Data lines →
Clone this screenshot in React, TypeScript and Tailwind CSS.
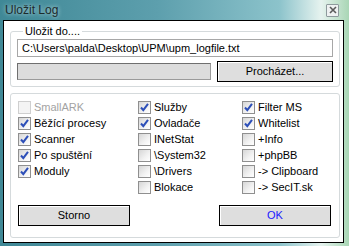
import React from 'react';

type Item = { label: string; checked?: boolean; disabled?: boolean };

const columns: Item[][] = [
  [
    { label: 'SmallARK', disabled: true },
    { label: 'Běžící procesy', checked: true },
    { label: 'Scanner', checked: true },
    { label: 'Po spuštění', checked: true },
    { label: 'Moduly', checked: true },
  ],
  [
    { label: 'Služby', checked: true },
    { label: 'Ovladače', checked: true },
    { label: 'INetStat' },
    { label: '\\System32' },
    { label: '\\Drivers' },
    { label: 'Blokace' },
  ],
  [
    { label: 'Filter MS', checked: true },
    { label: 'Whitelist', checked: true },
    { label: '+Info' },
    { label: '+phpBB' },
    { label: '-> Clipboard' },
    { label: '-> SecIT.sk' },
  ],
];

function CheckBox({ label, checked, disabled }: Item) {
  return (
    <div className="h-[16px] flex items-center gap-[3px]">
      <span
        className={`w-[13px] h-[13px] shrink-0 flex items-center justify-center border ${
          disabled
            ? 'border-[#cfcfcf] bg-[#f4f4f4]'
            : 'border-[#8f8f8f] bg-[linear-gradient(135deg,#d6d6d6_0%,#f2f2f2_60%,#ffffff_100%)]'
        }`}
      >
        {checked && (
          <svg width="11" height="11" viewBox="0 0 11 11">
            <path d="M2 5.5 L4.3 8.2 L9 1.8" fill="none" stroke="#2d4fb8" strokeWidth="2" />
          </svg>
        )}
      </span>
      <span className={disabled ? 'text-[#a3a3a3]' : 'text-black'}>{label}</span>
    </div>
  );
}

export default function App() {
  return (
    <div className="w-[349px] h-[246px] flex flex-col overflow-hidden bg-[linear-gradient(90deg,#3f8896_0%,#5d9fad_45%,#8cc3cb_80%,#e6f3ef_92%,#a9d6b5_100%)] font-['Liberation_Sans',Arial,sans-serif] text-[11px]">
      {/* title bar */}
      <div className="h-[20px] shrink-0 flex items-center justify-between pl-[5px] pr-[10px]">
        <span className="text-[12px] text-[#1c2a2c] [text-shadow:0_0_4px_#cfe8ec]">Uložit Log</span>
        <span className="w-[13px] h-[13px] flex items-center justify-center border border-[#8d9a9c] bg-[#eef1f1] rounded-[1px]">
          <svg width="8" height="8" viewBox="0 0 8 8">
            <path d="M1 1 L7 7 M7 1 L1 7" stroke="#5a5a5a" strokeWidth="1.6" />
          </svg>
        </span>
      </div>

      {/* body */}
      <div className="flex-1 ml-[3px] mr-[5px] mb-[3px] border border-black bg-white flex flex-col pl-[6px] pr-[3px] pt-[4px] pb-[4px]">
        <fieldset className="border border-[#d5dadc] rounded-[3px] px-[6px] pb-[4px]">
          <legend className="ml-[6px] px-[2px] leading-[13px]">Uložit do....</legend>
          <div className="mt-[1px] h-[18px] border border-[#a7a7a7] flex items-center pl-[4px]">
            C:\Users\palda\Desktop\UPM\upm_logfile.txt
          </div>
          <div className="mt-[4px] h-[21px] flex items-center gap-[6px]">
            <div className="w-[194px] h-[17px] bg-[#dcdcdc] border border-[#6f6f6f] border-b-[#9a9a9a] border-r-[#9a9a9a]" />
            <button className="flex-1 h-[21px] bg-[#dedede] border border-black shadow-[inset_1px_1px_0_#ffffff] text-black">
              Procházet...
            </button>
          </div>
        </fieldset>

        <div className="mt-[6px] flex-1 border border-[#d5dadc] rounded-[3px] pl-[7px] pr-[8px] pt-[5px] flex flex-col">
          <div className="grid grid-cols-[120px_104px_1fr]">
            {columns.map((col, i) => (
              <div key={i} className="flex flex-col">
                {col.map((it) => (
                  <CheckBox key={it.label} {...it} />
                ))}
              </div>
            ))}
          </div>
          <div className="mt-[10px] flex justify-between">
            <button className="w-[112px] h-[21px] bg-[#dedede] border border-black shadow-[inset_1px_1px_0_#ffffff] text-black">
              Storno
            </button>
            <button className="w-[112px] h-[21px] bg-[#dedede] border border-black shadow-[inset_1px_1px_0_#ffffff] text-[#1a1aff]">
              OK
            </button>
          </div>
        </div>
      </div>
    </div>
  );
}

Set task →
Quote, please, every line of the material above from its start through the line that has "string; checked?: boolean;", reproducing the words exactly and dropping any images.

Output of the task →
Clone this screenshot in React, TypeScript and Tailwind CSS.
import React from 'react';

type Item = { label: string; checked?: boolean; disabled?: boolean };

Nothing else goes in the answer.